The Use of Novel Adopters for Acute Rib Fixation in Critical Chest Trauma, Undertaken by Orthopaedic Surgeons: an Observational Cohort Study

DOI: 10.1515/jccm-2015-0016

Background: Surgical stabilisation of acute rib fractures has recently undergone rapid change in the UK with respect to what type of injury is surgically stabilised and who undertakes the operation. This paper presents a review of the literature on surgical fixation and presents our early clinical experience using a recently introduced stabilising system.
Methods: Data was prospectively collected from the first 10 patients undergoing surgical stabilisation of acute rib fractures using the Synthes Matrix RIB plating system. The data included demographics, Injury Severity Score, length of stay in Intensive Care, length of time on a ventilator, analgesic requirements, pneumonia rates and mortality. Patients were followed up until they were discharged from hospital.

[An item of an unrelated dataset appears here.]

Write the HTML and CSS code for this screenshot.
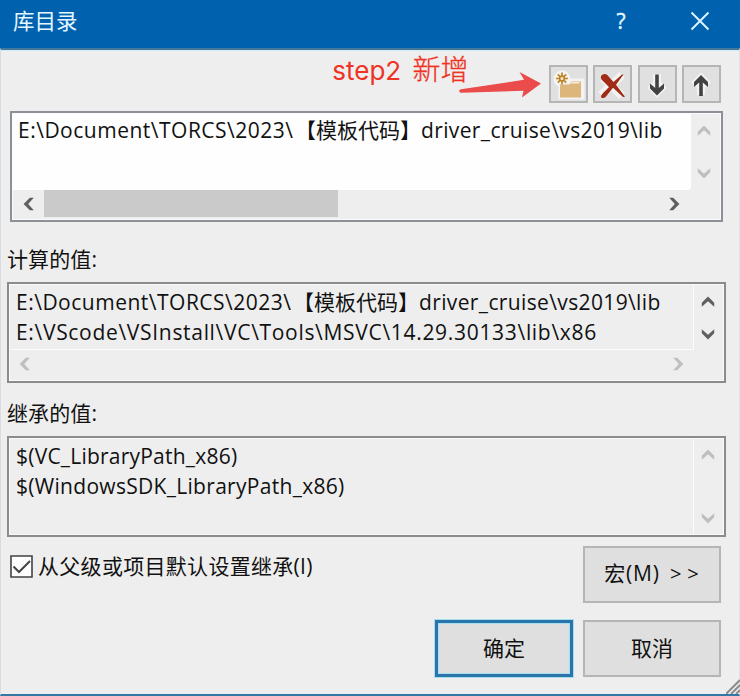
FILE: index.html
```html
<!DOCTYPE html>
<html lang="zh-CN">
<head>
<meta charset="utf-8">
<title>库目录</title>
<link rel="stylesheet" href="styles.css">
</head>
<body>
<svg width="0" height="0" class="defs">
  <symbol id="chev" viewBox="0 0 14 12"><path d="M.8 7.800 7 1.600l6.200 6.200v4L7 6.200.8 11.800z"/></symbol>
</svg>
<div class="dialog">
  <header class="titlebar">
    <h1>库目录</h1>
    <span class="help">?</span>
    <svg class="close" width="20" height="20" viewBox="0 0 20 20"><path d="M1.500 1.500l17 17M18.500 1.500l-17 17"/></svg>
  </header>
  <main class="body">
    <div class="toolbar">
      <span class="note">step2 <span>新增</span></span>
      <svg class="arrow" width="84" height="27" viewBox="0 0 84 27"><path d="M3 17.200 66 7.800 61.500 0 83 11.500 64 25.500 65.500 18.800 4 20.800C.5 21 .5 17.500 3 17.200z"/></svg>
      <button class="tool"><svg width="35" height="33" viewBox="0 0 35 33">
        <path class="halo" d="M9 15h9l2-3h12v18H9z"/><circle class="halo" cx="11" cy="11" r="7"/>
        <path fill="#dcb67a" d="M9 16.500h9.500l2-3H30V29.500H9z"/><path d="M20 14.800h8.500" stroke="#f7ead4" stroke-width="1.500"/>
        <g stroke="#bf8428" stroke-width="1.700"><path d="M11 4.500v12M5 10.500h12M6.800 6.300l8.400 8.400M15.200 6.300l-8.400 8.400"/><circle cx="11" cy="10.500" r="2.400" fill="#f8ead2"/></g>
      </svg></button>
      <button class="tool"><svg width="35" height="33" viewBox="0 0 35 33">
        <path class="halo thick" d="M8 10 27 28M27 7 6 27"/>
        <path fill="#a02b16" d="M7 7c3-2 5-1 7 2l4.500 5L27 6.500h1.500L21 16.800l9 12-2 .2-10-9.200-7 8.700c-2 2-5 2-5 0s5-6 8-9.500L6.500 11.500c-1-2-.8-3.500.5-4.500z"/>
      </svg></button>
      <button class="tool"><svg width="35" height="33" viewBox="0 0 35 33">
        <path class="halo thick" d="M17 6v19M10 17l7 7 7-7"/><path fill="#424242" d="M15.200 6.500h3.600V20l5.200-4.500v5L17 27.500l-7-7v-5l5.200 4.500z"/>
      </svg></button>
      <button class="tool"><svg width="35" height="33" viewBox="0 0 35 33">
        <path class="halo thick" d="M17 27V9M10 17l7-7 7 7"/><path fill="#424242" d="M15.200 28h3.600V14.500L24 19v-5L17 7l-7 7v5l5.200-4.500z"/>
      </svg></button>
    </div>

    <section class="list edit">
      <div class="text"><p><span class="p1">E:\Document\TORCS\2023\</span><span class="p2">【模板代码】</span><span class="p3">driver_cruise\vs2019\lib</span></p></div>
      <div class="vbar off"><svg class="up"><use href="#chev"/></svg><svg class="down"><use href="#chev"/></svg></div>
      <div class="hbar"><svg class="left"><use href="#chev"/></svg><i class="thumb"></i><svg class="right"><use href="#chev"/></svg></div>
      <div class="corner"></div>
    </section>

    <h2>计算的值:</h2>
    <section class="list computed">
      <div class="text"><p><span class="p1">E:\Document\TORCS\2023\</span><span class="p2">【模板代码】</span><span class="p3">driver_cruise\vs2019\lib</span></p><p class="l2">E:\VScode\VSInstall\VC\Tools\MSVC\14.29.30133\lib\x86</p></div>
      <div class="vbar"><svg class="up"><use href="#chev"/></svg><svg class="down"><use href="#chev"/></svg></div>
      <div class="hbar off"><svg class="left"><use href="#chev"/></svg><svg class="right"><use href="#chev"/></svg></div>
      <div class="corner"></div>
    </section>

    <h2 class="second">继承的值:</h2>
    <section class="list inherited">
      <div class="text"><p class="l3">$(VC_LibraryPath_x86)</p><p class="l4">$(WindowsSDK_LibraryPath_x86)</p></div>
      <div class="vbar off"><svg class="up"><use href="#chev"/></svg><svg class="down"><use href="#chev"/></svg></div>
    </section>

    <div class="options">
      <label class="check"><svg width="23" height="23" viewBox="0 0 23 23"><path fill="#fdfdfd" stroke="#414141" stroke-width="1.600" d="M1 1h21v21H1z"/><path fill="none" stroke="#444" stroke-width="2" d="M3.500 11.500 9 17 20 6"/></svg><span>从父级或项目默认设置继承(I)</span></label>
      <button class="btn macro">宏(M) <span>&gt;&gt;</span></button>
    </div>
    <footer class="actions">
      <button class="btn ok">确定</button>
      <button class="btn">取消</button>
    </footer>
    <svg class="grip" width="14" height="15" viewBox="0 0 14 15"><path d="M0 15 14 1M5 15l9-9M10 15l4-4"/></svg>
  </main>
</div>
</body>
</html>
```
FILE: styles.css
```css
* { box-sizing: border-box; }
body { margin: 0; }
body, button { font: 21px/30px "Open Sans", "Noto Sans CJK SC", sans-serif; color: #111; }
h1, h2, p { margin: 0; font-weight: 400; }
svg { display: block; flex: none; }
.defs { position: absolute; }
.dialog { width: 740px; height: 696px; display: flex; flex-direction: column; background: #eee; }
.titlebar { height: 48px; background: #0062af; display: flex; align-items: center; color: #e4f6ff; padding: 0 30px 6px 13px; }
h1 { flex: 1; font-size: 21.500px; line-height: 30px; }
.help { width: 20px; margin-right: 59px; text-align: center; -webkit-text-stroke: .4px; }
.close { fill: none; stroke: #d9f3ff; stroke-width: 2; }
.body { position: relative; flex: 1; border: solid; border-width: 2px 1px 2px; border-color: #43789a #e1e1e6 #3478a5 #d8dce4; box-shadow: inset 0 1px #d3edf6; padding: 0 18px 0 6px; }
.toolbar { display: flex; gap: 5.300px; height: 61px; padding-top: 15px; justify-content: flex-end; }
.note { font: 26px/30px Inter, "Noto Sans CJK SC", sans-serif; color: #ee3325; margin: -10px -16px 0 0; white-space: nowrap; }
.note span { font-size: 28px; margin-left: 4px; font-weight: 300; -webkit-text-stroke: .3px; }
.arrow { fill: #ea4b4b; margin: 7px 2px 0 0; }
.tool { width: 39px; height: 38px; padding: 0; border: 2px solid #b5b5b5; background: #e0e0e0; }
.halo { fill: #f3f3f3; stroke: #f3f3f3; stroke-width: 3; }
.halo.thick { fill: none; stroke-width: 8; }
.list { display: grid; width: 719px; border: 2px solid #8b8b8b; box-shadow: inset 0 0 0 1px #fafafa; padding: 1px; }
.text { white-space: nowrap; overflow: hidden; padding: 2px 0 0 6px; }
.text p { height: 30px; }
.text span { display: inline-block; }
.p1 { width: 277px; letter-spacing: .5px; }
.p3 { letter-spacing: .37px; }
.l2 { letter-spacing: .69px; }
.l3 { letter-spacing: .22px; }
.l4 { letter-spacing: .3px; }
.edit { width: 713px; height: 111px; margin-left: 3px; border-color: #8c9097; grid-template: 76px 29px / 678px 29px; }
.edit .text { background: #fefefe; padding: 1px 0 0 5px; border-radius: 0 0 3px; }
.computed { height: 101px; grid-template: 65px 30px / 684px 29px; }
.inherited { height: 101px; grid-template: 95px / 684px 29px; }
.computed .text, .inherited .text { border-right: 1px solid #fcfcfc; }
.computed .text { border-bottom: 1px solid #fcfcfc; }
.vbar { display: flex; flex-direction: column; justify-content: space-between; align-items: center; padding: 10px 3px 10px 0; }
.computed .vbar { padding: 10px 2px 9px 0; }
.inherited .vbar { padding: 9px 2px 9px 0; }
.hbar { display: flex; justify-content: space-between; align-items: center; padding: 0 9px 2px 8px; }
.computed .hbar { padding: 0 8px 2px 7px; }
.hbar .thumb { width: 294px; height: 27px; margin-left: 9px; margin-right: auto; background: #cacaca; }
.list svg { width: 14px; height: 12px; fill: #606060; }
.off svg { fill: #bfbfbf !important; }
.down { transform: rotate(180deg); }
.left { transform: rotate(-90deg); }
.right { transform: rotate(90deg); }
h2 { font-size: 21px; line-height: 30px; margin: 22px 0 8px; letter-spacing: .1px; }
h2.second { margin: 15px 0 8px; }
.options { display: flex; justify-content: space-between; margin: 9px 0 0 3px; }
.check { display: flex; gap: 5px; height: 31px; padding-top: 9px; white-space: nowrap; }
.check span { margin-top: -4px; letter-spacing: .3px; }
.btn { width: 138px; height: 57px; border: 2px solid #b5b5b5; background: #dfdfdf; padding: 0 0 2px; }
.macro { letter-spacing: .8px; }
.btn span { letter-spacing: 6px; font-size: 20px; margin: 0 -5px 0 4px; }
.actions { display: flex; gap: 10px; justify-content: flex-end; margin: 17px 0 0; }
.ok { border: 3px solid #2c73aa; box-shadow: inset 0 0 0 1px #a3def1, 0 0 0 1px #a3def1; }
.grip { position: absolute; right: -1px; bottom: 0; stroke: #8b8b8b; stroke-width: 2; }
```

Results: Patients had an average Injury Severity Score of 26 (16-57), the average number of ribs fractured was 8.2 (4-14), nine patients had flail chest and one had multiple fractures, mean time from injury to fixation was 2.8 days. In the reported cohort, there were no deaths, two pneumonias (one had pneumonia on presentation). The average length of stay on a ventilator was three days and the average length of stay in Intensive Care was ten days.
Conclusion: The early results of this procedure are encouraging. We feel that the modern implants will provide superior results to the highly variable implants that have previously been used. Our results support the literature, showing that with this system, there is a decrease in mortality and morbidity and a decrease in the length of time on a ventilator and stay in Intensive Care.